:: Given request ::
Leaving out the pictures, retype the lines from the beginning of the listing through the line containing "[font-family:Inter,'Noto_Sans',sans-serif] text-white w-[932px]".

:: Input data ::
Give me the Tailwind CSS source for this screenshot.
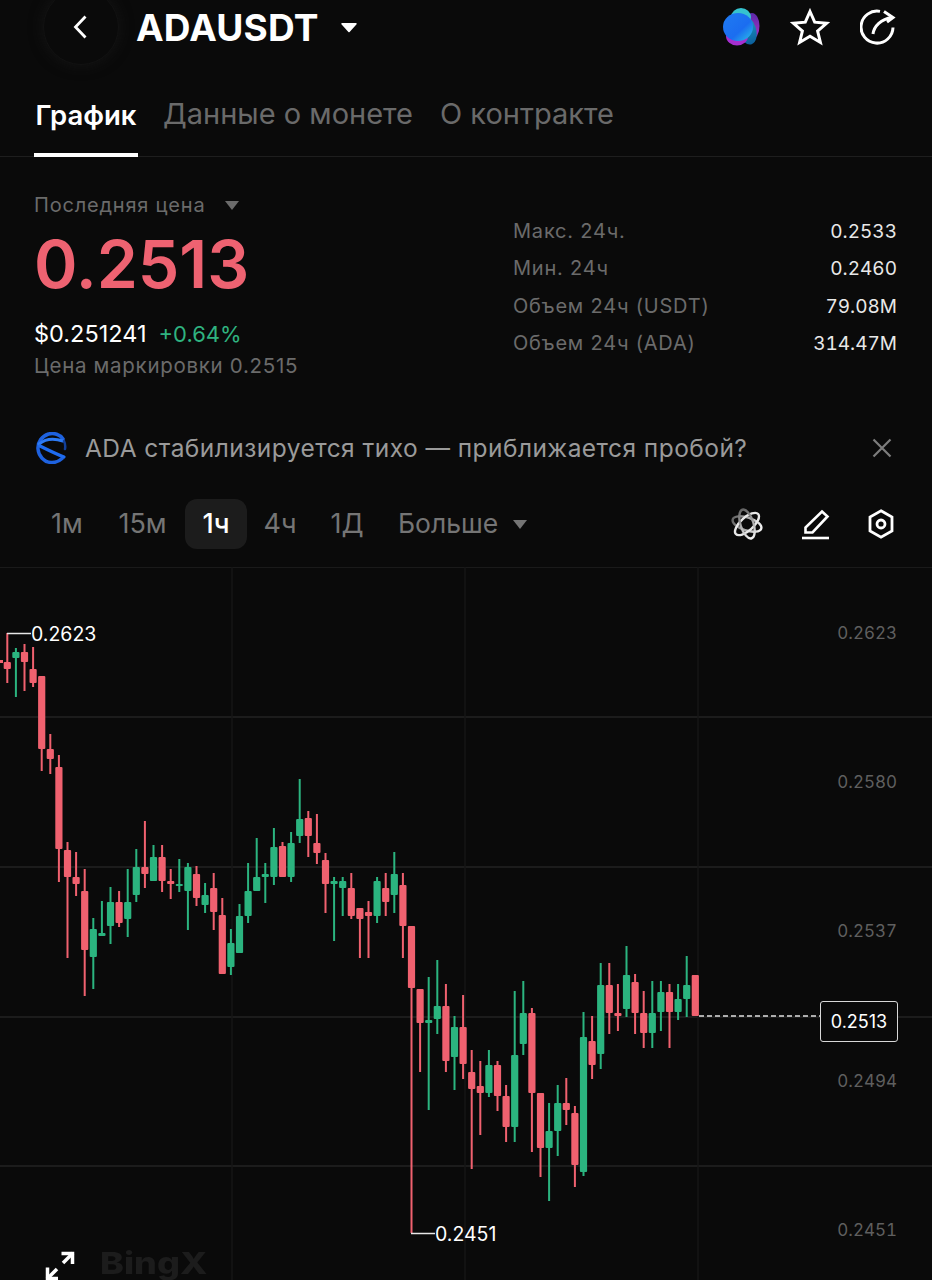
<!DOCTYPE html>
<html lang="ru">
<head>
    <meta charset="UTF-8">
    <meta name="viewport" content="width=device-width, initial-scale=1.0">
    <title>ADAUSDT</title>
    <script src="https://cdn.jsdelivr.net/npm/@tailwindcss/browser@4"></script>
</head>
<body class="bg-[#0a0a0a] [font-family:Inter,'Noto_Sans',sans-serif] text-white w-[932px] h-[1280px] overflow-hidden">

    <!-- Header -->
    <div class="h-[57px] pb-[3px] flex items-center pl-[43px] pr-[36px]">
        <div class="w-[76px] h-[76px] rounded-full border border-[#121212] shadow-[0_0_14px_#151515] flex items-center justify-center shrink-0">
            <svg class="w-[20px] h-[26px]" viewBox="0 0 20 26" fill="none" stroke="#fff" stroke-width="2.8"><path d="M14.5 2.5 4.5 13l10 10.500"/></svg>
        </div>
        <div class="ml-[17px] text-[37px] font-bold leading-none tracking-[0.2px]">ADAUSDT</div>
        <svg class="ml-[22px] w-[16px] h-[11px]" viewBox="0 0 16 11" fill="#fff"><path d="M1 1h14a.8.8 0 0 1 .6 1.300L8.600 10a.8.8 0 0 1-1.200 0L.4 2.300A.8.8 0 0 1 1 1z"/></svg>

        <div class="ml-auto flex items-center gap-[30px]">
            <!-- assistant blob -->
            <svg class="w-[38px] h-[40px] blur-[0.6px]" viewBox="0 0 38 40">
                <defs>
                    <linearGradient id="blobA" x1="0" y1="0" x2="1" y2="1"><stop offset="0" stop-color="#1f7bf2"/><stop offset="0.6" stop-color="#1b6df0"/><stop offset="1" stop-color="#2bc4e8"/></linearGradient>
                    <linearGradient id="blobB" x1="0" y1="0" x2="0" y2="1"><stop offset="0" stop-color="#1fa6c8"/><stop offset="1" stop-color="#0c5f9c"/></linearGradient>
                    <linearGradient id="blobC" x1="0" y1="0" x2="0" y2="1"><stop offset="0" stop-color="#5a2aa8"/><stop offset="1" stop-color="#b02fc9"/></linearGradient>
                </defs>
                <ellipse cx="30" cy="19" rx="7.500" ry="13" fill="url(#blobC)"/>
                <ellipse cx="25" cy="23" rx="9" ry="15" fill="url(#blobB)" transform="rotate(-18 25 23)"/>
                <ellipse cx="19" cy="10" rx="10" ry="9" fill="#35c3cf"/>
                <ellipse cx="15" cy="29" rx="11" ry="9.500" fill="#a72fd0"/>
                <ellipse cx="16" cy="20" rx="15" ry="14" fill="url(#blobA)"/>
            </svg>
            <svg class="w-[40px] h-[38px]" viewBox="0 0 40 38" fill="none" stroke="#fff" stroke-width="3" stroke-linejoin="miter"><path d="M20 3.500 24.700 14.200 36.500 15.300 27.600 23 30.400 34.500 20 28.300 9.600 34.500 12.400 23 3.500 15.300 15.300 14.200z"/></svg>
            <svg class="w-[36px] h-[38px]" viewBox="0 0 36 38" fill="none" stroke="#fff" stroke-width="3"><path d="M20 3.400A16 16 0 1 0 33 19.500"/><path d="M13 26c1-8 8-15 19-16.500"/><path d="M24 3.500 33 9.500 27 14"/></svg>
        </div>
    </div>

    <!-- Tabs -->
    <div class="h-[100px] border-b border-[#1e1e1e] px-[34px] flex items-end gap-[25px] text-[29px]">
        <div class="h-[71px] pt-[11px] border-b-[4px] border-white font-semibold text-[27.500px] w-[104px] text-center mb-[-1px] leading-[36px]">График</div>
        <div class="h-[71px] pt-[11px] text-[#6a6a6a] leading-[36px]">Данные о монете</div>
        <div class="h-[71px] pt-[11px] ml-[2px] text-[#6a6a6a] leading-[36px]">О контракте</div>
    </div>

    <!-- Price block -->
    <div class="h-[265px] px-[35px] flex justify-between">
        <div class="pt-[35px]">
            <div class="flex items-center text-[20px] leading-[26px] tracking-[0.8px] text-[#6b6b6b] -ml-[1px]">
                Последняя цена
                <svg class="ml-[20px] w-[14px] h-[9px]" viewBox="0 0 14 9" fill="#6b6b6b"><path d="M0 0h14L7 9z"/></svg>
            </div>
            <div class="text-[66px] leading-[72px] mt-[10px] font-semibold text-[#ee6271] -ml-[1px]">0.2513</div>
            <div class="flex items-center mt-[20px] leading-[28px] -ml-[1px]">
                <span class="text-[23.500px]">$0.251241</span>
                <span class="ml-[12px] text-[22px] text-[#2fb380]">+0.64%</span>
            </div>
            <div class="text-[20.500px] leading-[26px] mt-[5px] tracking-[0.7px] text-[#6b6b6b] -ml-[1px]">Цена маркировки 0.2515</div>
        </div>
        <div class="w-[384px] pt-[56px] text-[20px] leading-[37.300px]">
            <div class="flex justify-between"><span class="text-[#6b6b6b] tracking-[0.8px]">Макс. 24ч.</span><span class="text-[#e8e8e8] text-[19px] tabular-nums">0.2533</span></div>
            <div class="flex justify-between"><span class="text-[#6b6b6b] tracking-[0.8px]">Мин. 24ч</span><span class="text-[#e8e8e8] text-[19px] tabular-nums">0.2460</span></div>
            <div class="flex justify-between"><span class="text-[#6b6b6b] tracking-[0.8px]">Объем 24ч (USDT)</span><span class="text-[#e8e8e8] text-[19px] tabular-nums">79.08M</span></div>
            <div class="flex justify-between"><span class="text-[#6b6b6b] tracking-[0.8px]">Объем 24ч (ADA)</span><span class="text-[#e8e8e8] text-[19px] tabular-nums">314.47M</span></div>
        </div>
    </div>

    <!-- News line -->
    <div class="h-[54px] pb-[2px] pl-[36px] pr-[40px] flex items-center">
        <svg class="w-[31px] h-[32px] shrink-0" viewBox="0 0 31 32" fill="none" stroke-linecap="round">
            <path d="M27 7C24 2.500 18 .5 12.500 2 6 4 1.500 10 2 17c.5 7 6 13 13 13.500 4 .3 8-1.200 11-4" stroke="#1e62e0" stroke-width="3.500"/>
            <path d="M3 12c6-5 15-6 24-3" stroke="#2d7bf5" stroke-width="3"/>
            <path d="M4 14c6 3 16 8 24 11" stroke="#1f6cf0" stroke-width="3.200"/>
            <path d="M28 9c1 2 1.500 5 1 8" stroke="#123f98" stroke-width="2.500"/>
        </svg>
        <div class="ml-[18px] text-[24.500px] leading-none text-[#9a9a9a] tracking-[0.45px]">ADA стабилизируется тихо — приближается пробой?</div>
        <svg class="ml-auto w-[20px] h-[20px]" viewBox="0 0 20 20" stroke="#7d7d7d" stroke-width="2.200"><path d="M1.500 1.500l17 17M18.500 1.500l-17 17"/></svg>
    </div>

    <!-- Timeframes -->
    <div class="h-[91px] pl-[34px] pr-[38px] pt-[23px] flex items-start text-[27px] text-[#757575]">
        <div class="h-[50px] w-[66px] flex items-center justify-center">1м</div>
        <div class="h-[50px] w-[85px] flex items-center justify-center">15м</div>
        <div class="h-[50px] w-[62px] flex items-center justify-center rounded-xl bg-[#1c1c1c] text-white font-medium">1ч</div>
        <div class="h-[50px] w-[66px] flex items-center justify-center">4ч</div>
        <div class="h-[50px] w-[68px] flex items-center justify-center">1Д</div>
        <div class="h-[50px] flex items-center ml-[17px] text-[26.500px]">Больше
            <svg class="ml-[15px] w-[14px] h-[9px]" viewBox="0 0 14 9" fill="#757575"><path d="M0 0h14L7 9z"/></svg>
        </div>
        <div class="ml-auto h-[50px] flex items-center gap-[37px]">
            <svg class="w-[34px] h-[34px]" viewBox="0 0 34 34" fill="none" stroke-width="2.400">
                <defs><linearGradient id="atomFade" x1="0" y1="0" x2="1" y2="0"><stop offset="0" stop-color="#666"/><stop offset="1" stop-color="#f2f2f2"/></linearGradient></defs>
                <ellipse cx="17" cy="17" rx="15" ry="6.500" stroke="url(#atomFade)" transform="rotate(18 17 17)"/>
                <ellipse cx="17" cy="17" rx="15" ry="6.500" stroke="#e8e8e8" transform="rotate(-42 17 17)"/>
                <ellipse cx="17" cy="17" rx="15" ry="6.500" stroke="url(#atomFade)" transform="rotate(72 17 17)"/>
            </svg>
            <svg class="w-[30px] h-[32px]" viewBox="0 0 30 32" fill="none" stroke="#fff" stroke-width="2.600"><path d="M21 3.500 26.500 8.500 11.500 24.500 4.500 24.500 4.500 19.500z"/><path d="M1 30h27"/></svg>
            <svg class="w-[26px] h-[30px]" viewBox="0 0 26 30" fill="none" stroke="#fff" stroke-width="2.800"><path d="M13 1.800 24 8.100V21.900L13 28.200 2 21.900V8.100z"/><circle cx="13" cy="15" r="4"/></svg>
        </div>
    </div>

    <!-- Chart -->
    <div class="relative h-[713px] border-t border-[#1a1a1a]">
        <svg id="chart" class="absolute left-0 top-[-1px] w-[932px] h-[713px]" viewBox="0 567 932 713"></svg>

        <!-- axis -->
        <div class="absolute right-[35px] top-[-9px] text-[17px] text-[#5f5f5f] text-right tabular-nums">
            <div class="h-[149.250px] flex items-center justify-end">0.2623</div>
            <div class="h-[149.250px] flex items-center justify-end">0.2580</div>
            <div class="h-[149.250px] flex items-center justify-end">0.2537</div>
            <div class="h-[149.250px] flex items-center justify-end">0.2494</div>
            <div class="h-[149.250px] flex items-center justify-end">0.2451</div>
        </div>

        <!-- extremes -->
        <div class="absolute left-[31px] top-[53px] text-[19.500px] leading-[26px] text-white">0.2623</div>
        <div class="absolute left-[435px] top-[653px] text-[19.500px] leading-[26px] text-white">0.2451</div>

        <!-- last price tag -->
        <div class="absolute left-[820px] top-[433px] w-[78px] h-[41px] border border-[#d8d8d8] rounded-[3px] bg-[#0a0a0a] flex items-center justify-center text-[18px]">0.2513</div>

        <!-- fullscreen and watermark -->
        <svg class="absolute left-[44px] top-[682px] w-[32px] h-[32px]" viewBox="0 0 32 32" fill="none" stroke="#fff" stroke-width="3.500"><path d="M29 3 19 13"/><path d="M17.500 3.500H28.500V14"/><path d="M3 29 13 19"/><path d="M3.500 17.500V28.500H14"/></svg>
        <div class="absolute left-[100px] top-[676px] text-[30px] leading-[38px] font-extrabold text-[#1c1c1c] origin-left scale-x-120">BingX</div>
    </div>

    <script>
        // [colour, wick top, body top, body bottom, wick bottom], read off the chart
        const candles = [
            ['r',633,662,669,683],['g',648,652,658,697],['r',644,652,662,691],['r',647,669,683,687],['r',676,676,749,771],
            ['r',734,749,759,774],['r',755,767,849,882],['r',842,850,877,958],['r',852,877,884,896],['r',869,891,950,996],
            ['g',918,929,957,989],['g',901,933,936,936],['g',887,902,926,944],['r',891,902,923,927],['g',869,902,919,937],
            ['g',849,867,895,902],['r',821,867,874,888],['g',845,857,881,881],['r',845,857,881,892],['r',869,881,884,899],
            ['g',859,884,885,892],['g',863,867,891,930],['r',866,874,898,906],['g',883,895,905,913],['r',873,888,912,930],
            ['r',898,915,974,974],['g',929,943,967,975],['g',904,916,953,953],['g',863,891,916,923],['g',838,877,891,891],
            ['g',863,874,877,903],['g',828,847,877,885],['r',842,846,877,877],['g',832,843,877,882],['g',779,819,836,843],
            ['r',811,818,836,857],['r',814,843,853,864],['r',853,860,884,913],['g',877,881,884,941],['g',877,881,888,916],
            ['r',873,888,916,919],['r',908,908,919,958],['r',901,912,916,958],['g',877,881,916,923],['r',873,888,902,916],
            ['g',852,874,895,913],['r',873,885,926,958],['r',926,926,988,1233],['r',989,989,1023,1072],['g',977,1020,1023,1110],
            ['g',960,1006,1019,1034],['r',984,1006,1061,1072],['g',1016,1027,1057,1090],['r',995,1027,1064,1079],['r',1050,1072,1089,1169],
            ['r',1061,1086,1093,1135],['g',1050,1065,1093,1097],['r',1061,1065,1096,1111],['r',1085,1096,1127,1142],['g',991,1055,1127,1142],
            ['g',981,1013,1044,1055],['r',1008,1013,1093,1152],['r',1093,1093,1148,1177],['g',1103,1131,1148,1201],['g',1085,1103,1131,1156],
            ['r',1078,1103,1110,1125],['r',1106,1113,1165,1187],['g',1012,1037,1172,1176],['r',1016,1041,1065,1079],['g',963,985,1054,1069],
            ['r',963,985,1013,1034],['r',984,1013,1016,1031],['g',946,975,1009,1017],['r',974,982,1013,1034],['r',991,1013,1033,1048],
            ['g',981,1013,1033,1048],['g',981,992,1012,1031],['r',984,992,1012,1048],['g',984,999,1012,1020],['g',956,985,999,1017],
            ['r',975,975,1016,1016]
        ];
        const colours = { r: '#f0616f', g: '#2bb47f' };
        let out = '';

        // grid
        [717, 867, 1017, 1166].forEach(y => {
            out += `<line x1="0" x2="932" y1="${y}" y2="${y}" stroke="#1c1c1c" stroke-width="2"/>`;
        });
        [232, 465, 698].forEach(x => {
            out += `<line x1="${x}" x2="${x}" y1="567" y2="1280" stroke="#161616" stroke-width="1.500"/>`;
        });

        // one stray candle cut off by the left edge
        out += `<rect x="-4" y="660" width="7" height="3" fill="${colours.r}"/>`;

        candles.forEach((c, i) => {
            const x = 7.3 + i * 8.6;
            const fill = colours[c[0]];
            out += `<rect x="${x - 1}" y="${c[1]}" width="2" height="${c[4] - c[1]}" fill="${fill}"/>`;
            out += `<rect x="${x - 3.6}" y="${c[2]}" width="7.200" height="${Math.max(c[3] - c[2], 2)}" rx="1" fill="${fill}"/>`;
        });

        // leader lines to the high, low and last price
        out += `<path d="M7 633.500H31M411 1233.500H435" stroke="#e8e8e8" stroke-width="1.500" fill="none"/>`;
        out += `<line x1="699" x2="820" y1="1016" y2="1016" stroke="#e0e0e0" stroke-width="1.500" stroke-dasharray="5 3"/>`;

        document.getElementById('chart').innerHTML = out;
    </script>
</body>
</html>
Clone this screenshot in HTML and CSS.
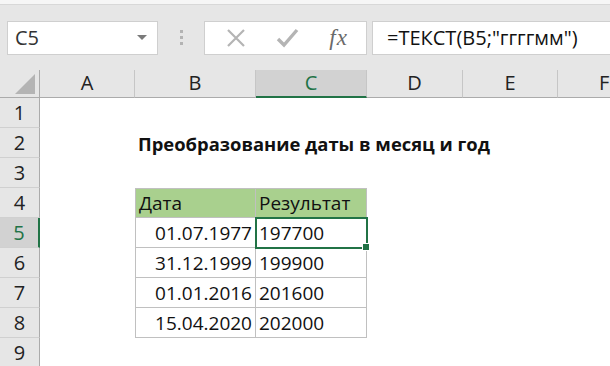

:: Answer to this task ::
Give me the Tailwind CSS source for this screenshot.
<!DOCTYPE html>
<html lang="ru">
<head>
    <meta charset="UTF-8">
    <meta name="viewport" content="width=device-width, initial-scale=1.0">
    <title>ADAUSDT</title>
    <script src="https://cdn.jsdelivr.net/npm/@tailwindcss/browser@4"></script>
</head>
<body class="bg-[#0a0a0a] [font-family:Inter,'Noto_Sans',sans-serif] text-white w-[932px] h-[1280px] overflow-hidden">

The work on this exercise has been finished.